Let $\psi : M \to \liealg{g}^*$ be a momentum map. Then $\psi$ is a Poisson map.

Momentum maps and symplectic manifolds

Let $(M, \Omega)$ be a symplectic manifold, $\liegp{G}$ a Lie group that acts by Poisson diffeomorphisms. For $\xi \in \liealg{g}$, define the vector field on $M$ \begin{align*} \xi_M(x) &= \ddtat{t}{}{0} \exp(t \xi) \cdot x && \forall x \in M. \end{align*}

If $H^1(M)$ and $H^2(\liealg{g})$ vanishes, then there is a momentum map $\psi : M \to \liealg{g}^*$ such that the hamiltonian of $\xi_M$ is $\psi^* \xi$ for all $\xi \in \liealg{g}$.

If $H^1(M)$ vanishes, then all closed $1$-forms are exact.

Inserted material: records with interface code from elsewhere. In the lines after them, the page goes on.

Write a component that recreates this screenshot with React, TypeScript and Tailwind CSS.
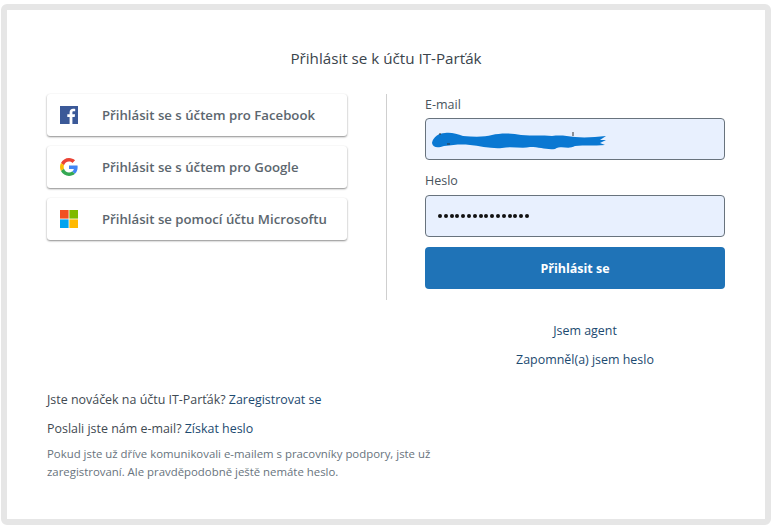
export default function App() {
  const font = { fontFamily: '"Open Sans", "Liberation Sans", sans-serif' };
  return (
    <div className="w-[771px] h-[527px] bg-white pt-1 pl-px overflow-hidden" style={font}>
      <div className="w-[770px] h-[521px] border-[6px] border-[#e6e6e6] rounded-md bg-white px-10 pt-[38px]">
        <h1 className="text-center text-[15.2px] leading-[20px] h-[20px] text-[#3a444c]">Přihlásit se k účtu IT-Parťák</h1>
        <div className="flex mt-[26px]">
          <div className="w-[300px] flex flex-col gap-[10px]">
            <Social label="Přihlásit se s účtem pro Facebook"><Facebook /></Social>
            <Social label="Přihlásit se s účtem pro Google"><Google /></Social>
            <Social label="Přihlásit se pomocí účtu Microsoftu"><Microsoft /></Social>
          </div>
          <div className="w-px h-[206px] bg-[#cfcfcf] ml-[39px]" />
          <div className="w-[300px] ml-[38px]">
            <div className="text-[12.5px] leading-[20px] h-[24px] pt-px font-medium text-[#49545c]">E-mail</div>
            <div className="relative h-[42px] bg-[#e8f0fe] border border-[#68737d] rounded-[4px]">
              <svg className="absolute left-[4px] top-[11px]" width="178" height="22" viewBox="0 0 178 22">
                <path fill="#0a78d2" d="M2 13 C3 7 9 3 15 3 C21 2 27 4 33 6 C45 7 55 7 62 5 C70 3 82 3 91 5 C103 6 112 5 122 6 C131 5 136 6 145 7 C156 8 165 7 176 6 L170 10 L176 10 L170 13 L175 15 C163 16 155 15 145 16 C138 20 132 15 125 19 C116 20 110 17 100 17 C92 19 82 16 72 18 C62 19 50 16 40 15 C30 14 24 15 14 16 C8 18 3 18 2 13 Z" />
                <path stroke="#333" strokeWidth="1" d="M143 2v4M9 4h2M17 14h3" />
              </svg>
            </div>
            <div className="text-[12.5px] leading-[20px] h-[35px] pt-[11px] text-[#49545c]">Heslo</div>
            <div className="h-[42px] bg-[#e8f0fe] border border-[#68737d] rounded-[4px] flex items-center pl-3 gap-[1.8px]">
              {Array.from({ length: 16 }, (_, i) => (
                <span key={i} className="w-[4px] h-[4px] rounded-full bg-[#111]" />
              ))}
            </div>
            <button className="mt-[10px] w-full h-[42px] rounded-[4px] bg-[#1f73b7] text-white text-[12.5px] font-bold pt-[2px]">Přihlásit se</button>
            <div className="pl-[20px] text-center text-[12.45px] text-[#1c4a70] mt-[32px] leading-[20px]">Jsem agent</div>
            <div className="pl-[20px] text-center text-[12.45px] text-[#1c4a70] mt-[9px] leading-[20px]">Zapomněl(a) jsem heslo</div>
          </div>
        </div>
        <div className="mt-[20px] w-[400px] text-[12.45px]">
          <p className="leading-[20px] text-[#3f4a52]">Jste nováček na účtu IT-Parťák? <span className="text-[#1c4a70]">Zaregistrovat se</span></p>
          <p className="leading-[20px] mt-[9px] text-[#3f4a52]">Poslali jste nám e-mail? <span className="text-[#1c4a70]">Získat heslo</span></p>
          <p className="text-[11.4px] leading-[18px] mt-[6px] text-[#68737d]">Pokud jste už dříve komunikovali e-mailem s pracovníky podpory, jste už zaregistrovaní. Ale pravděpodobně ještě nemáte heslo.</p>
        </div>
      </div>
    </div>
  );
}

function Social({ label, children }: { label: string; children: React.ReactNode }) {
  return (
    <div className="h-[42px] bg-white rounded-[3px] shadow-[0_1px_2px_rgba(0,0,0,0.45),0_0_1px_rgba(0,0,0,0.04)] flex items-center pl-[13px]">
      <span className="w-[18px] h-[18px] block shrink-0">{children}</span>
      <span className="ml-[24px] pt-[1px] text-[13.2px] font-semibold text-[#5c666e] whitespace-nowrap">{label}</span>
    </div>
  );
}

function Facebook() {
  return (
    <svg width="18" height="18" viewBox="0 0 18 18">
      <rect width="18" height="18" fill="#3b5998" />
      <path fill="#fff" d="M12.4 18v-7h2.3l.4-2.700h-2.700V6.600c0-.8.2-1.300 1.300-1.300h1.500V2.900c-.3 0-1.100-.1-2.100-.1-2.100 0-3.500 1.300-3.500 3.600v1.900H7.300V11h2.300v7z" />
    </svg>
  );
}

function Google() {
  return (
    <svg width="18" height="18" viewBox="0 0 48 48">
      <path fill="#EA4335" d="M24 9.500c3.500 0 6.700 1.200 9.200 3.600l6.900-6.900C35.900 2.400 30.500 0 24 0 14.600 0 6.500 5.400 2.600 13.200l8 6.200C12.500 13.600 17.800 9.500 24 9.500z" />
      <path fill="#4285F4" d="M47 24.500c0-1.600-.1-3.100-.4-4.500H24v9h13c-.6 3-2.200 5.500-4.800 7.200l7.700 6C44.400 38 47 31.800 47 24.500z" />
      <path fill="#FBBC05" d="M10.600 28.600c-.5-1.400-.8-3-.8-4.600s.3-3.200.8-4.600l-8-6.200C.9 16.500 0 20.100 0 24s.9 7.500 2.600 10.800l8-6.200z" />
      <path fill="#34A853" d="M24 48c6.500 0 11.900-2.100 15.900-5.800l-7.700-6c-2.200 1.400-5 2.300-8.200 2.300-6.200 0-11.500-4.200-13.400-9.900l-8 6.200C6.500 42.600 14.600 48 24 48z" />
    </svg>
  );
}

function Microsoft() {
  return (
    <svg width="18" height="18" viewBox="0 0 18 18">
      <rect width="8.600" height="8.600" fill="#f25022" />
      <rect x="9.400" width="8.600" height="8.600" fill="#7fba00" />
      <rect y="9.400" width="8.600" height="8.600" fill="#00a4ef" />
      <rect x="9.400" y="9.400" width="8.600" height="8.600" fill="#ffb900" />
    </svg>
  );
}
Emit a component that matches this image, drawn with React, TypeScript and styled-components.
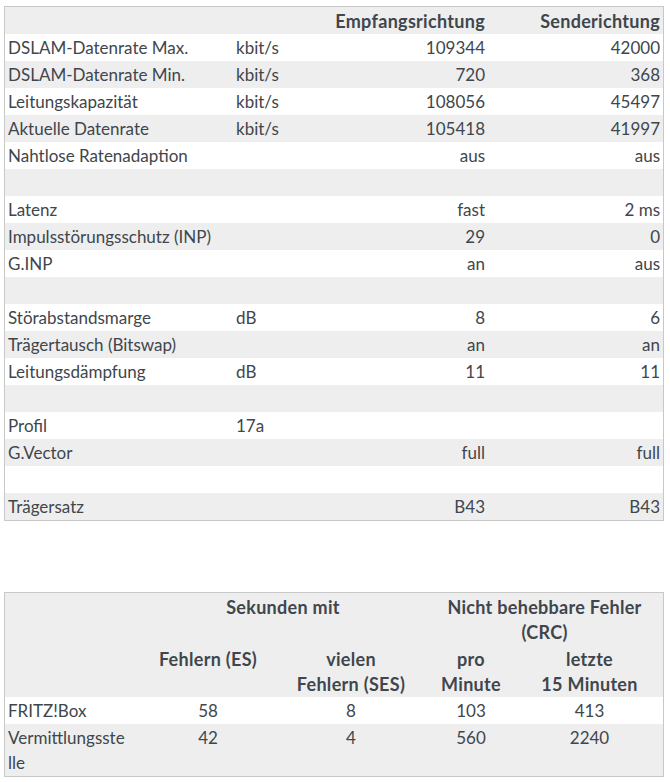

The locally hamiltonian vector field $\xi_M$ therefore has a hamiltonian $h=h_{\xi}$. We get a linear map $\Psi : \liealg{g} \to \cinfty{M}$, $\xi \mapsto h_{\xi}$. % We know that $h_{\liebracket{\xi}{\eta}}$ is a hamiltonian of $\liebracket{\xi}{\eta}_M$ and that $\pb{h_{\xi}}{h_{\eta}}$ is a hamiltonian, too. Therefore, \begin{align*} c(\xi, \eta) &= h_{\liebracket{\xi}{\eta}}(x) - \pb{h_{\xi}}{h_{\eta}}(x) \end{align*} is independent of $x \in M$ and so it defines a skew-symmetric $2$-form on $\liealg{g}$. It is closed, and therefore exact, so there is a $\mu \in \liealg{g}^*$ such that \begin{align*} c(\xi, \eta) &= \ip{\mu}{\liebracket{\xi}{\eta}}. \end{align*} If we define \begin{align*} H_{\xi} &= h_{\xi} - \ip{\mu}{\xi}, \end{align*} then $\xi \mapsto H_{\xi}$ is a Lie algebra homomorphism.